Dominique Roy, Make It Real

It’s very interesting to me because some new inventors – completely new, I mean – will say to me: “I’ve looked around the shops and there’s absolutely nothing like my idea in stores…” As soon as I hear that, I know they’re going to show me something mind-blowingly original… Or something quite ghastly; something no store would ever touch. Either way, their belief in it is usually unshakeable. So how would an inventor know if they’re too attached to an idea? What are the signs that an idea isn’t going to make it?
That’s a difficult question to answer, but the simplest answer is once you get enough rejection…

At pitches?
Yes, at pitches to professionals. I presume each time an idea is presented, inventors get comments that they then try to integrate in an improved version. At some point, though, you should feel the idea isn’t evolving anymore, or you’ve started to pitch to companies that are really not a good fit. At that point, it may be time to let it go. More positively, it may be a question of timing – and it would be wise to give it a rest. You also need to put things in perspective: the vast majority of ideas won’t make it. So, once an idea steals too much of your attention without any payoff, move to next one.

That’s good advice. In terms of the feedback, though, might part of the problem be that inventor relations execs can be – understandably – somewhat reticent in a meeting? By which I mean very few of them are going to say: “This is awful! Just drop it in a bin.”
Ha! You’re right, it requires quite a large dose of nerve to say that to anyone! I don’t have the guts to say that – not only due to compassion… My own judgment is imperfect… My lack of faith for an idea may come from me not looking at it from the right angle. Very rarely an idea is perfectly aligned with a company’s needs, but the vast majority of them include at a least a kernel that has some merit and can be leveraged.

So you’re saying your own judgement can be flawed? But that you can usually see whether or not the essence of an idea could be made to work for you?
Exactly. And when I intuitively know an idea is – to use a euphemism – “not for us”, I try to give constructive feedback to the inventor. I hope it will help them improve the idea and ultimately find a place for it, even at the risk of ending in the competition’s hands. I believe the payback may come later, and they may think about Make it Real first when they may have a great idea.

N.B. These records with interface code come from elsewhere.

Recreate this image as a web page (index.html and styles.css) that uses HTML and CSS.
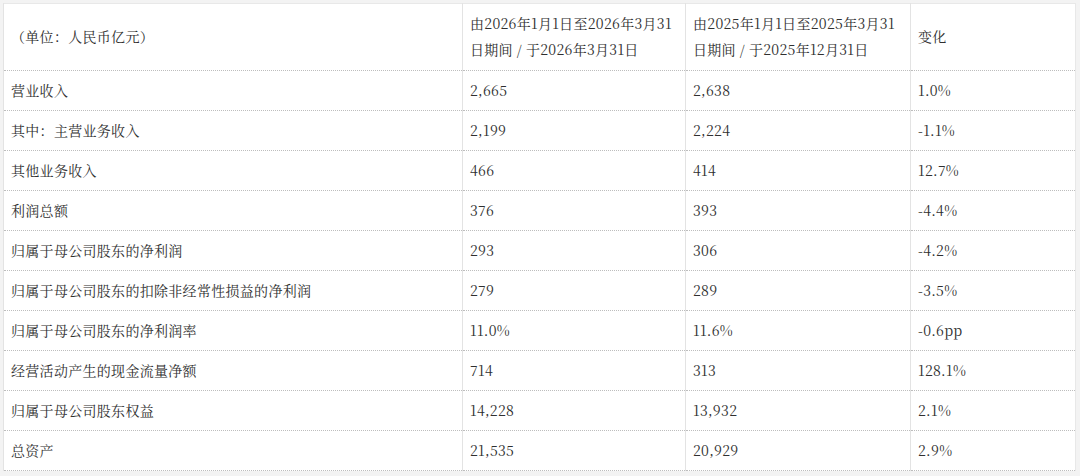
FILE: index.html
```html
<!DOCTYPE html>
<html lang="zh-CN">
<head>
<meta charset="utf-8">
<title>财务摘要</title>
<link rel="stylesheet" href="styles.css">
</head>
<body>
<table class="fin">
  <colgroup>
    <col class="c1"><col class="c2"><col class="c3"><col class="c4">
  </colgroup>
  <thead>
    <tr>
      <th>（单位：人民币亿元）</th>
      <th>由2026年1月1日至2026年3月31<br>日期间 / 于2026年3月31日</th>
      <th>由2025年1月1日至2025年3月31<br>日期间 / 于2025年12月31日</th>
      <th>变化</th>
    </tr>
  </thead>
  <tbody>
    <tr><td>营业收入</td><td>2,665</td><td>2,638</td><td>1.0%</td></tr>
    <tr><td>其中：主营业务收入</td><td>2,199</td><td>2,224</td><td>-1.1%</td></tr>
    <tr><td>其他业务收入</td><td>466</td><td>414</td><td>12.7%</td></tr>
    <tr><td>利润总额</td><td>376</td><td>393</td><td>-4.4%</td></tr>
    <tr><td>归属于母公司股东的净利润</td><td>293</td><td>306</td><td>-4.2%</td></tr>
    <tr><td>归属于母公司股东的扣除非经常性损益的净利润</td><td>279</td><td>289</td><td>-3.5%</td></tr>
    <tr><td>归属于母公司股东的净利润率</td><td>11.0%</td><td>11.6%</td><td>-0.6pp</td></tr>
    <tr><td>经营活动产生的现金流量净额</td><td>714</td><td>313</td><td>128.1%</td></tr>
    <tr><td>归属于母公司股东权益</td><td>14,228</td><td>13,932</td><td>2.1%</td></tr>
    <tr><td>总资产</td><td>21,535</td><td>20,929</td><td>2.9%</td></tr>
  </tbody>
</table>
</body>
</html>
```
FILE: styles.css
```css
html, body {
  background: #f3f3f3;
}
body {
  margin: 3px;
  font-family: "Noto Serif CJK SC", "Liberation Serif", "Noto Sans CJK SC", serif;
  font-size: 14px;
  color: #2f2f2f;
}
.fin {
  width: 1072px;
  border-collapse: collapse;
  table-layout: fixed;
  background: #fff;
  border-top: 1px solid #e8e8e8;
  border-left: 1px solid #e8e8e8;
  border-right: 1px solid #e8e8e8;
}
.c1 { width: 459px; }
.c2 { width: 223px; }
.c3 { width: 225px; }
.c4 { width: 165px; }
.fin th, .fin td {
  text-align: left;
  font-weight: normal;
  vertical-align: middle;
  padding: 7px 7px;
  line-height: 25px;
  letter-spacing: 0.3px;
  border-left: 1px solid #e3e3e3;
  border-bottom: 1px dotted #bdbdbd;
  white-space: nowrap;
}
.fin th {
  line-height: 26px;
  padding-top: 6px;
  padding-bottom: 8px;
}
```
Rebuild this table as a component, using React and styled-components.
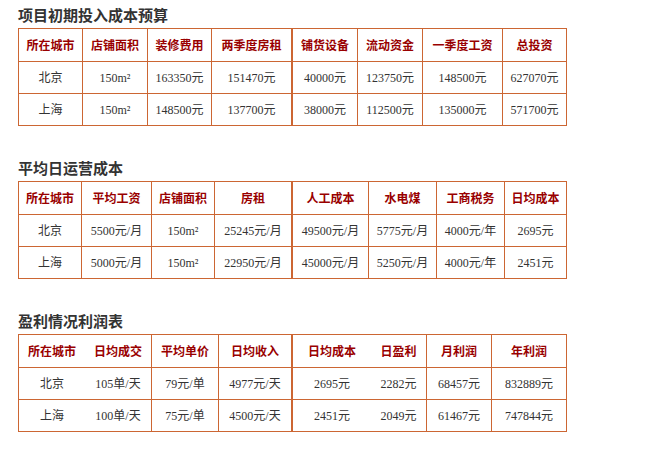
import React from 'react';
import styled, { createGlobalStyle } from 'styled-components';

const GlobalStyle = createGlobalStyle`
  html, body {
    margin: 0;
    padding: 0;
    background: #ffffff;
  }
  body {
    font-family: "Noto Sans CJK SC", "Noto Sans", sans-serif;
  }
`;

const Page = styled.div`
  padding: 4px 0 0 18px;
  width: 643px;
`;

const Section = styled.section`
  margin-bottom: 31px;
`;

const Title = styled.h3`
  margin: 0 0 2px 0;
  font-size: 15px;
  line-height: 22px;
  font-weight: bold;
  color: #333333;
  font-family: "Noto Sans CJK SC", sans-serif;
`;

const Grid = styled.div`
  display: grid;
  grid-template-columns: ${p => p.cols.map(c => `${c}px`).join(' ')};
  grid-auto-rows: 32px;
  grid-template-rows: 33px;
  width: max-content;
  border-top: 1px solid #cc6633;
  border-left: 1px solid #cc6633;
`;

const Cell = styled.div`
  display: flex;
  align-items: center;
  justify-content: center;
  box-sizing: border-box;
  border-bottom: 1px solid #cc6633;
  border-right: ${p => (p.$open ? '0' : p.$thick ? '2px' : '1px')} solid #cc6633;
  font-size: 12px;
  line-height: 16px;
  color: #333333;
  white-space: nowrap;
  font-family: "Liberation Serif", "Noto Sans CJK SC", serif;

  span {
    display: block;
    height: 16px;
    line-height: 16px;
  }
`;

const HeadCell = styled(Cell)`
  color: #990000;
  font-weight: bold;
  font-family: "Noto Sans CJK SC", sans-serif;
`;

const tables = [
  {
    title: '项目初期投入成本预算',
    cols: [64, 65, 64, 81, 65, 65, 80, 64],
    open: [],
    head: ['所在城市', '店铺面积', '装修费用', '两季度房租', '铺货设备', '流动资金', '一季度工资', '总投资'],
    rows: [
      ['北京', '150m²', '163350元', '151470元', '40000元', '123750元', '148500元', '627070元'],
      ['上海', '150m²', '148500元', '137700元', '38000元', '112500元', '135000元', '571700元'],
    ],
  },
  {
    title: '平均日运营成本',
    cols: [63, 70, 63, 78, 76, 68, 68, 62],
    open: [],
    head: ['所在城市', '平均工资', '店铺面积', '房租', '人工成本', '水电煤', '工商税务', '日均成本'],
    rows: [
      ['北京', '5500元/月', '150m²', '25245元/月', '49500元/月', '5775元/月', '4000元/年', '2695元'],
      ['上海', '5000元/月', '150m²', '22950元/月', '45000元/月', '5250元/月', '4000元/年', '2451元'],
    ],
  },
  {
    title: '盈利情况利润表',
    cols: [66, 67, 67, 74, 78, 56, 65, 75],
    open: [0, 4],
    head: ['所在城市', '日均成交', '平均单价', '日均收入', '日均成本', '日盈利', '月利润', '年利润'],
    rows: [
      ['北京', '105单/天', '79元/单', '4977元/天', '2695元', '2282元', '68457元', '832889元'],
      ['上海', '100单/天', '75元/单', '4500元/天', '2451元', '2049元', '61467元', '747844元'],
    ],
  },
];

function CostTable({ table }) {
  const cellProps = (i) => ({
    $thick: i === 3,
    $open: table.open.includes(i),
  });
  return (
    <Section>
      <Title>{table.title}</Title>
      <Grid cols={table.cols}>
        {table.head.map((h, i) => (
          <HeadCell key={'h' + i} {...cellProps(i)}><span>{h}</span></HeadCell>
        ))}
        {table.rows.map((row, r) =>
          row.map((v, i) => (
            <Cell key={r + '-' + i} {...cellProps(i)}><span>{v}</span></Cell>
          ))
        )}
      </Grid>
    </Section>
  );
}

export default function App() {
  return (
    <Page>
      <GlobalStyle />
      {tables.map((t) => <CostTable key={t.title} table={t} />)}
    </Page>
  );
}
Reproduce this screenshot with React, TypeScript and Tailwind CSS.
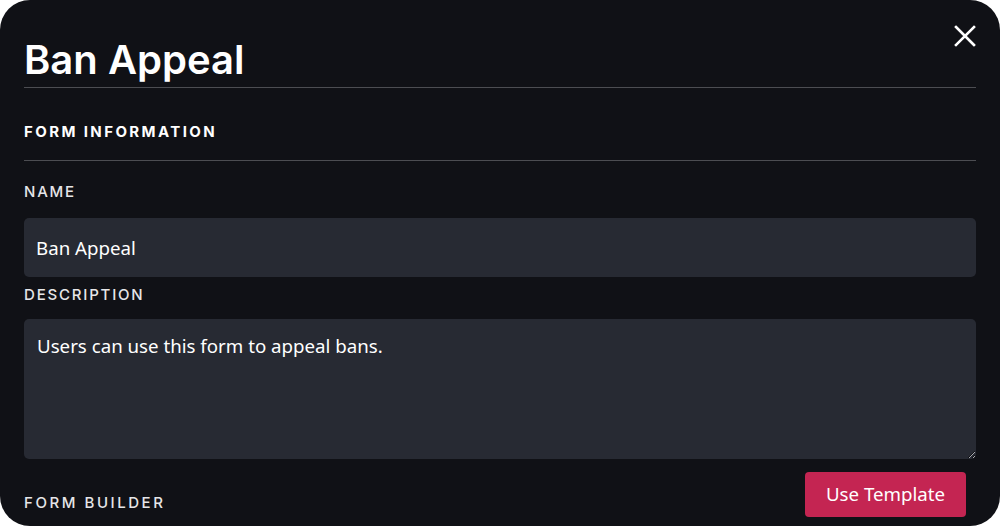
import React, { useState } from "react";

const sans = "font-['Inter',sans-serif]";
const ui = "font-['Noto_Sans','Open_Sans',sans-serif]";

const Label = ({ children, wide }: { children: React.ReactNode; wide?: boolean }) => (
  <div
    className={`${sans} text-[15px] font-medium uppercase text-[#e6e6e8] ${
      wide ? "tracking-[0.17em]" : "tracking-[0.12em]"
    }`}
  >
    {children}
  </div>
);

export default function App() {
  const [name, setName] = useState("Ban Appeal");
  const [desc, setDesc] = useState("Users can use this form to appeal bans.");

  return (
    <div className="h-[526px] w-[1000px] bg-white">
      <div className="relative h-full w-full overflow-hidden rounded-[30px] bg-[#101116] px-6">
        {/* Close */}
        <button className="absolute right-[24px] top-[25px] text-white">
          <svg width="22" height="22" viewBox="0 0 22 22" fill="none" stroke="currentColor" strokeWidth="2.6" strokeLinecap="square">
            <path d="M2 2L20 20M20 2L2 20" />
          </svg>
        </button>

        <h1 className={`${sans} border-b border-[#4c4d52] pb-[4px] pt-[37px] text-[40px] font-semibold leading-[46px] text-white`}>
          Ban Appeal
        </h1>

        <div className={`${sans} border-b border-[#4c4d52] pb-[16px] pt-[32px] text-[15px] font-bold uppercase leading-[24px] tracking-[0.16em] text-white`}>
          Form Information
        </div>

        <div className="pt-[20px]">
          <Label>Name</Label>
          <input
            value={name}
            onChange={(e) => setName(e.target.value)}
            className={`${ui} mt-[14px] block h-[59px] w-full rounded-[5px] bg-[#272a33] px-3 text-[18.7px] text-white outline-none`}
          />
        </div>

        <div className="pt-[7px]">
          <Label>Description</Label>
          <textarea
            value={desc}
            onChange={(e) => setDesc(e.target.value)}
            className={`${ui} mt-[13px] block h-[140px] w-full resize-y rounded-[5px] bg-[#272a33] px-[13px] pb-[10px] pt-[13px] text-[18.7px] text-white outline-none`}
          />
        </div>

        <div className="mt-[14px] flex items-start justify-between pr-[10px]">
          <div className="pt-[19px]">
            <Label wide>Form Builder</Label>
          </div>
          <button className={`${ui} -mt-px h-[45px] w-[161px] rounded-[4px] bg-[#c42552] text-[18.7px] text-white`}>
            Use Template
          </button>
        </div>
      </div>
    </div>
  );
}
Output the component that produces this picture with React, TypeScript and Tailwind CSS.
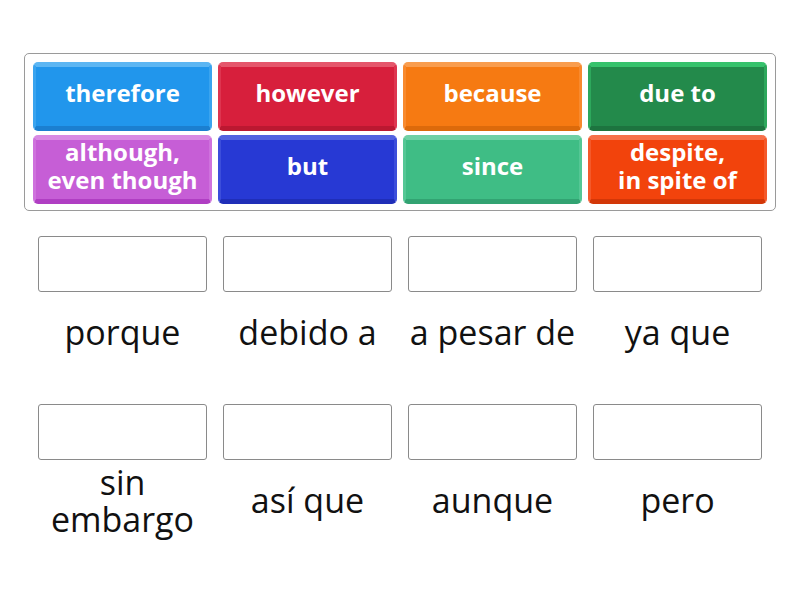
const tiles = [
  { label: 'therefore', face: 'bg-[#2196ec]', top: 'border-t-[#5cb6f3]', side: 'border-x-[#3aa4ef]', bottom: 'border-b-[#1b7fd0]' },
  { label: 'however', face: 'bg-[#d71f3c]', top: 'border-t-[#e5566b]', side: 'border-x-[#de3550]', bottom: 'border-b-[#bb1831]' },
  { label: 'because', face: 'bg-[#f67a12]', top: 'border-t-[#f99d4e]', side: 'border-x-[#f88a2e]', bottom: 'border-b-[#dc6a0b]' },
  { label: 'due to', face: 'bg-[#238a4b]', top: 'border-t-[#36c26c]', side: 'border-x-[#2da85c]', bottom: 'border-b-[#1d743f]' },
  { label: 'although, even though', face: 'bg-[#c65ed6]', top: 'border-t-[#d88ae3]', side: 'border-x-[#cf72dd]', bottom: 'border-b-[#b03ec3]' },
  { label: 'but', face: 'bg-[#2739d4]', top: 'border-t-[#5262e0]', side: 'border-x-[#3c4edb]', bottom: 'border-b-[#1f2eb8]' },
  { label: 'since', face: 'bg-[#3fbd85]', top: 'border-t-[#6fd0a5]', side: 'border-x-[#55c795]', bottom: 'border-b-[#32a372]' },
  { label: 'despite, in spite of', face: 'bg-[#f2430c]', top: 'border-t-[#f6704a]', side: 'border-x-[#f4592a]', bottom: 'border-b-[#d33708]' },
]

const lines: Record<string, string[]> = {
  'although, even though': ['although,', 'even though'],
  'despite, in spite of': ['despite,', 'in spite of'],
}

const row1 = ['porque', 'debido a', 'a pesar de', 'ya que']
const row2 = ['sin embargo', 'así que', 'aunque', 'pero']

function Slot({ text }: { text: string }) {
  const parts = text === 'sin embargo' ? ['sin', 'embargo'] : [text]
  return (
    <div className="flex flex-col items-center px-2">
      <div className="w-full h-[56px] border border-[#8a8a8a] rounded-[3px] bg-white" />
      <div className="h-[84px] flex flex-col items-center justify-center pb-[3px] text-[34px] leading-[37px] text-[#111] whitespace-nowrap">
        {parts.map((p) => (
          <span key={p}>{p}</span>
        ))}
      </div>
    </div>
  )
}

export default function App() {
  return (
    <div className="w-[800px] h-[600px] bg-white font-['Open_Sans',sans-serif] pt-[53px]">
      <div className="mx-[24px] border border-[#9a9a9a] rounded-[5px] px-[8px] pt-[8px] pb-[6px]">
        <div className="grid grid-cols-4 gap-x-[6px] gap-y-[4px]">
          {tiles.map((t) => (
            <div
              key={t.label}
              className={`h-[69px] rounded-[5px] border-t-[5px] border-x-[3px] border-b-[5px] ${t.face} ${t.top} ${t.side} ${t.bottom} flex flex-col items-center justify-center pb-[8px] text-white font-bold text-[24px] leading-[28px]`}
            >
              {(lines[t.label] ?? [t.label]).map((l) => (
                <span key={l}>{l}</span>
              ))}
            </div>
          ))}
        </div>
      </div>
      <div className="grid grid-cols-4 mx-[30px] mt-[25px]">
        {row1.map((w) => (
          <Slot key={w} text={w} />
        ))}
      </div>
      <div className="grid grid-cols-4 mx-[30px] mt-[28px]">
        {row2.map((w) => (
          <Slot key={w} text={w} />
        ))}
      </div>
    </div>
  )
}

Dominique Roy, Make It Real

In your experience, then, what’s the best way to take your ego out of a project, but still care enough about it to feel passionate?
Hmmm, very good question. I do try to assess my own ideas as coldly as possible by removing most of the emotional aspects from the equation. I apply some filters, each with different weight, to help determine if an idea has potential or – more often – highlight a weakness.

Can you give us an example of that? Of these filters?
To name a few, we search for ideas that bring some true benefits to the user. As product designers, we have a responsibility to create honest products and not abuse from the material resource the so called ‘smoke-and-mirror effect’.

Do you mean – with a craft toy – not overpromise? By which I mean: you want to create products that really do help your customers craft something worthwhile?
Yes. So I always ask myself if a product would truly be useful… Will it really help to craft end results better or faster? Or help you make something that would be impossible to create otherwise?

This is at the core of Make it Real’s brand promises. We also favour concepts based on proven play patterns so it’s marketable without massive marketing support. Oh! And since we’re selling activity-based toys, we give special attention to cool and trendy end results. Both the destination and the journey, from a play experience point of view, need to be appealing for kids.

Fantastic. It’s also worth saying, Dominique, that you’ve spoken with us before – so people can find out more about the way you think here. To round things off, what other questions could I have asked you about this today?
I think we’ve covered everything… But since I talked about my kids in the interview, you may be wondering if they were a good idea…

Ha! I wouldn’t presume to! But go on…
Well, I can tell you: they’re both in their twenties now – and I can proudly say YES – because they became superb human beings!

Oh, wow. What a lovely note to end on. Thank you, Dominique.